Records from a collection:
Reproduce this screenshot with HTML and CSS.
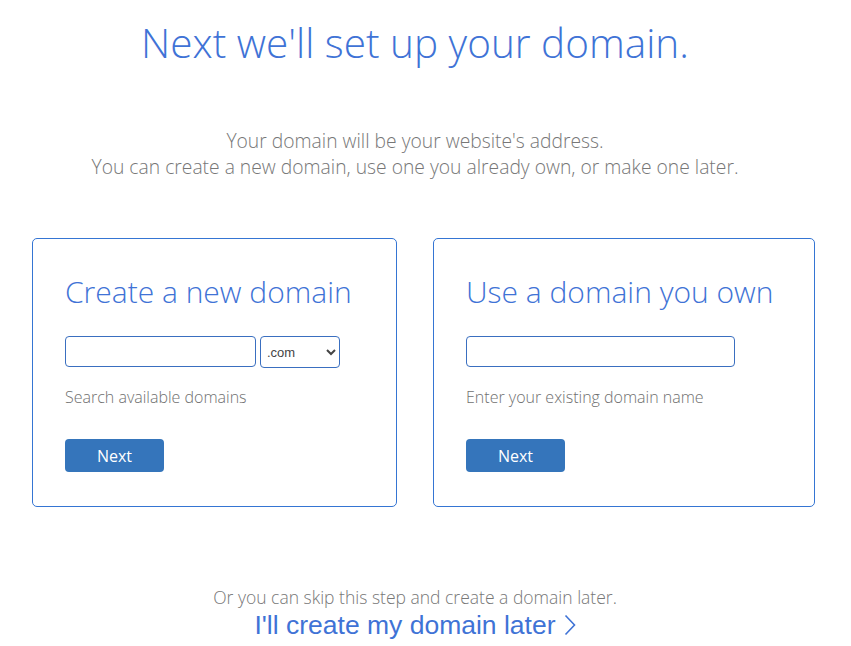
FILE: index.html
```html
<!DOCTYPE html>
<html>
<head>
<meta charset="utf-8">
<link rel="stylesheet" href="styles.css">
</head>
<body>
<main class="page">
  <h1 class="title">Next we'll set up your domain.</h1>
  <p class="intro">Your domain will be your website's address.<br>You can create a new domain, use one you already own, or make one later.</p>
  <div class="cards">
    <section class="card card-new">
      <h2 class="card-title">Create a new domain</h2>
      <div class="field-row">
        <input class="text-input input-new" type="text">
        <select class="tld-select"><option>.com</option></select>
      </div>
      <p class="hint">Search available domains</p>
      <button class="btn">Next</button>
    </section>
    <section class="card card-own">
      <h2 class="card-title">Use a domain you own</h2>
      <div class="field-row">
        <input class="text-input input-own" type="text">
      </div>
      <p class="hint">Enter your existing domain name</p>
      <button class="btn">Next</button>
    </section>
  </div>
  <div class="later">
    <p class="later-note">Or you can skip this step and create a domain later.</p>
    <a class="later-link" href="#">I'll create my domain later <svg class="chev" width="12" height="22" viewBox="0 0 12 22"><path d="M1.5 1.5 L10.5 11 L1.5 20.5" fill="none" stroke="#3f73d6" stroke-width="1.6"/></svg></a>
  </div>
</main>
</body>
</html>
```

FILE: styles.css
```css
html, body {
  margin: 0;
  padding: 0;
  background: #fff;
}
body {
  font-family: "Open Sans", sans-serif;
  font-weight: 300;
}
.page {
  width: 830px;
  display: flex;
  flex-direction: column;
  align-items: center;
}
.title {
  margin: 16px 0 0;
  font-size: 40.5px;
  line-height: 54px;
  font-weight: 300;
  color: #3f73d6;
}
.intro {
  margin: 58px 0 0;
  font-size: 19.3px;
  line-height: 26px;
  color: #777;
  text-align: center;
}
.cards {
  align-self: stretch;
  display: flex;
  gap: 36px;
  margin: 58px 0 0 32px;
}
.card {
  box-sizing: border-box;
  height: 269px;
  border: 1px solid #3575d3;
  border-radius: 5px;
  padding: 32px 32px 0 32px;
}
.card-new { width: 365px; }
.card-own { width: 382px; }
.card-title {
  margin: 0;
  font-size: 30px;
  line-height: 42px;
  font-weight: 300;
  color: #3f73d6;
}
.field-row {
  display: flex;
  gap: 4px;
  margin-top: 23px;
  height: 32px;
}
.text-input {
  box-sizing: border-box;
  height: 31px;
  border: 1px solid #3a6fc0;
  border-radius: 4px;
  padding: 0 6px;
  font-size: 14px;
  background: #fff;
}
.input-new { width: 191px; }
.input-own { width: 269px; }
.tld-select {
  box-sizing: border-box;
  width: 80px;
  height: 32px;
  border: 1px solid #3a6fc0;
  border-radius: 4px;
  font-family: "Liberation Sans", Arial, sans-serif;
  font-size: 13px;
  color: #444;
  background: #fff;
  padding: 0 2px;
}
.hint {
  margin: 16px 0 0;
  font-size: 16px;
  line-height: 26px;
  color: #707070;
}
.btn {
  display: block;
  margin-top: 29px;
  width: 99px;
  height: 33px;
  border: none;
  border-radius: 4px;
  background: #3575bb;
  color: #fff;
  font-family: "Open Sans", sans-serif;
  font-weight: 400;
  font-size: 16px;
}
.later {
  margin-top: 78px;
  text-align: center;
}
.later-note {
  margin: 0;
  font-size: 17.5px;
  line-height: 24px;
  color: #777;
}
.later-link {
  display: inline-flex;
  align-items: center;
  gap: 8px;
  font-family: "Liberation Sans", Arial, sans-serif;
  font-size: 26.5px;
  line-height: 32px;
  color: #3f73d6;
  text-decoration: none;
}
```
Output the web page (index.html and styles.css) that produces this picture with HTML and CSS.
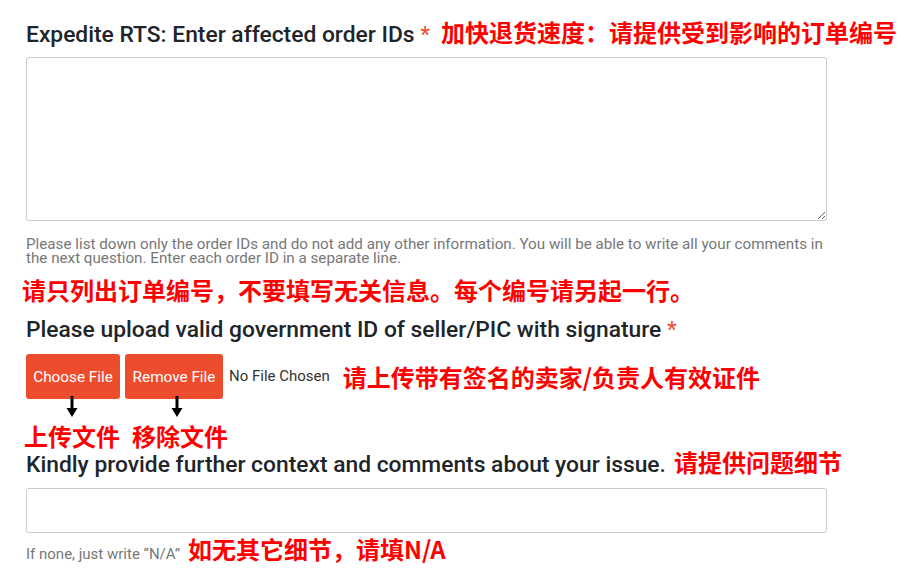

§ What is required: Omit pictures; set down the rest of the material word for word.

§ Problem solution:
Reproduce this screenshot with HTML and CSS.
FILE: index.html
```html
<!DOCTYPE html>
<html>
<head>
<meta charset="utf-8">
<link rel="stylesheet" href="styles.css">
</head>
<body>
<main class="page">
  <h1 class="title">Next we'll set up your domain.</h1>
  <p class="intro">Your domain will be your website's address.<br>You can create a new domain, use one you already own, or make one later.</p>
  <div class="cards">
    <section class="card card-new">
      <h2 class="card-title">Create a new domain</h2>
      <div class="field-row">
        <input class="text-input input-new" type="text">
        <select class="tld-select"><option>.com</option></select>
      </div>
      <p class="hint">Search available domains</p>
      <button class="btn">Next</button>
    </section>
    <section class="card card-own">
      <h2 class="card-title">Use a domain you own</h2>
      <div class="field-row">
        <input class="text-input input-own" type="text">
      </div>
      <p class="hint">Enter your existing domain name</p>
      <button class="btn">Next</button>
    </section>
  </div>
  <div class="later">
    <p class="later-note">Or you can skip this step and create a domain later.</p>
    <a class="later-link" href="#">I'll create my domain later <svg class="chev" width="12" height="22" viewBox="0 0 12 22"><path d="M1.5 1.5 L10.5 11 L1.5 20.5" fill="none" stroke="#3f73d6" stroke-width="1.6"/></svg></a>
  </div>
</main>
</body>
</html>
```

FILE: styles.css
```css
html, body {
  margin: 0;
  padding: 0;
  background: #fff;
}
body {
  font-family: "Open Sans", sans-serif;
  font-weight: 300;
}
.page {
  width: 830px;
  display: flex;
  flex-direction: column;
  align-items: center;
}
.title {
  margin: 16px 0 0;
  font-size: 40.5px;
  line-height: 54px;
  font-weight: 300;
  color: #3f73d6;
}
.intro {
  margin: 58px 0 0;
  font-size: 19.3px;
  line-height: 26px;
  color: #777;
  text-align: center;
}
.cards {
  align-self: stretch;
  display: flex;
  gap: 36px;
  margin: 58px 0 0 32px;
}
.card {
  box-sizing: border-box;
  height: 269px;
  border: 1px solid #3575d3;
  border-radius: 5px;
  padding: 32px 32px 0 32px;
}
.card-new { width: 365px; }
.card-own { width: 382px; }
.card-title {
  margin: 0;
  font-size: 30px;
  line-height: 42px;
  font-weight: 300;
  color: #3f73d6;
}
.field-row {
  display: flex;
  gap: 4px;
  margin-top: 23px;
  height: 32px;
}
.text-input {
  box-sizing: border-box;
  height: 31px;
  border: 1px solid #3a6fc0;
  border-radius: 4px;
  padding: 0 6px;
  font-size: 14px;
  background: #fff;
}
.input-new { width: 191px; }
.input-own { width: 269px; }
.tld-select {
  box-sizing: border-box;
  width: 80px;
  height: 32px;
  border: 1px solid #3a6fc0;
  border-radius: 4px;
  font-family: "Liberation Sans", Arial, sans-serif;
  font-size: 13px;
  color: #444;
  background: #fff;
  padding: 0 2px;
}
.hint {
  margin: 16px 0 0;
  font-size: 16px;
  line-height: 26px;
  color: #707070;
}
.btn {
  display: block;
  margin-top: 29px;
  width: 99px;
  height: 33px;
  border: none;
  border-radius: 4px;
  background: #3575bb;
  color: #fff;
  font-family: "Open Sans", sans-serif;
  font-weight: 400;
  font-size: 16px;
}
.later {
  margin-top: 78px;
  text-align: center;
}
.later-note {
  margin: 0;
  font-size: 17.5px;
  line-height: 24px;
  color: #777;
}
.later-link {
  display: inline-flex;
  align-items: center;
  gap: 8px;
  font-family: "Liberation Sans", Arial, sans-serif;
  font-size: 26.5px;
  line-height: 32px;
  color: #3f73d6;
  text-decoration: none;
}
```
Output the web page (index.html and styles.css) that produces this picture with HTML and CSS.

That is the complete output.